Saturday, January 13, 2007

Michelle Who?

A 16-year old Hawaiian amateur has made the cut in the Sony Open in Honolulu--the youngest to make the cut in 50 years on the PGA Tour.

You would have thought today's headlines would be raving about Michelle Wie, but it's not about her. Instead the accolades belong to Todd Fujikawa. A young man born 3 1/2 months prematurely and only weighing 1 pound, 15 ounces. 16 years and 4 days later, he makes history and steals the thunder from Michelle Wie.

It didn't take much to steal her thunder though because all that is left of her is a whimper right now. She finished 14 over par and hit shots that I could make any day of the week--snap hooks, topped fairway shots, and balls into the water.

Playing with a taped wrist on both days and defying dr.'s order to rest her wrist for two months, she was out there. She and her team claim she calls the shots about her career. Hard to believe considering in the 60 Minutes interview, they listed David Leadbetter, a sports psychologist, agent, parents, and others in her entourage.

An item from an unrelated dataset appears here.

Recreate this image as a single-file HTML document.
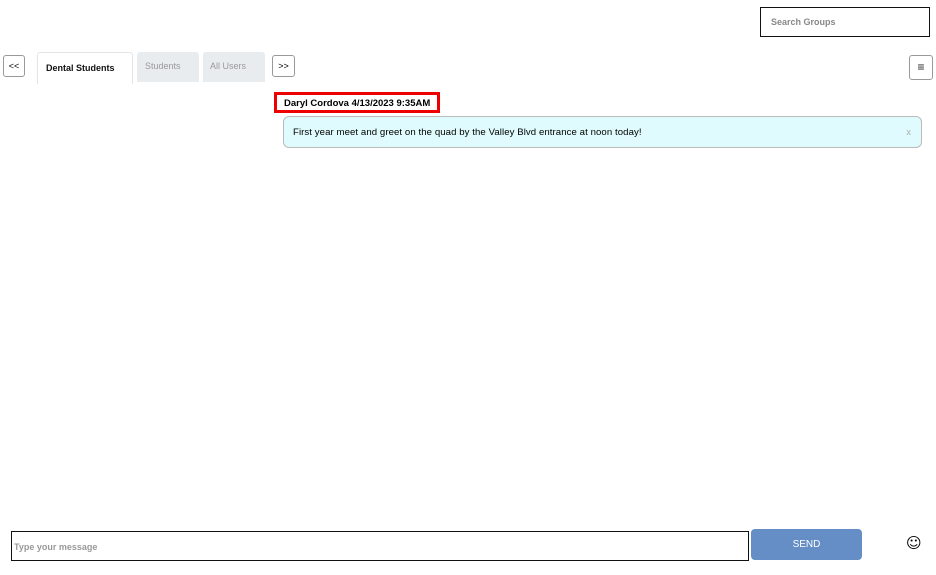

Let's say that she does though. She talks a good game, but it's not translating into her swing or her score. And, as the saying goes, action speaks louder than words. Look at the shots and her body language, and you know she doesn't believe to the core of her soul what she's saying.

I'm reminded of stories about Elvis and Michael Jackson. Don't get me wrong, I don't think Michelle is a drug addict or child molester. But, the people around those two were afraid to tell them "no, you're behavior is out of control and you need to stop it now." Perhaps, out of fear of being fired or cut off the money train, someone on Michelle's team needs to tell her "no more. Rest. And, when you're better, go to Stanford, play the LPGA and learn to win there first."

Who should be doing this immediately? Her parents. They need to step up and behave like parents who have the best interest of their daughter as their first priority, instead of mega-million dollar deals.

Thursday, January 11, 2007

Next Corporate Event: Buck Shots or Balls?

In the U.K., shooting live birds is becoming increasingly a business event. Golf is still popular with company directors, but the rest are turning to hunting birds out in the fields.

One reason given for hunting's increased popularity is people can enjoy success more quickly than in golf. Another is when one hits the ball in the woods, while others are down the fairway, then conversation becomes sparse due to the distance between the players.

In the politically correct world of the U.S., I don't suggest you decide to switch from clubs to shotguns. Certainly, hunting with clients and colleagues occurs. In fact, I own a pistol and enjoy target practice every once in a while. But, I don't envision corporate advertisers throwing marketing dollars at the next Big Hunt or women inviting other women to go hunting.

Besides, you'll learn a lot more about a person while you play golf with them than you would if you went shooting. What happens if a person isn't seeing straight on your day of shooting? That same person may throw a club on the golf course, but it may be dangerous to be around that person when he or she doesn't have good aim that day.

Saturday, January 06, 2007

Do You Have Your 2007 Golf Resolutions?

While you're thinking about your 2007 resolutions, add a couple for your golf game. Maybe you want to play at least a certain number of rounds of golf in 2007 for business or recreation, take a series of lessons to improve your golf game, or enroll in pilates or yoga classes to strengthen your core for a better golf swing and personal wellness.

Whatever your resolutions, be specific, write them down, and keep it where you'll see them often as a reminder.

The Golf Channel will be airing the Thursday and Friday PGA play, so click onto the Golf Channel to get their schedule for this week's PGA Opener, the Mercedes-Benz Championship.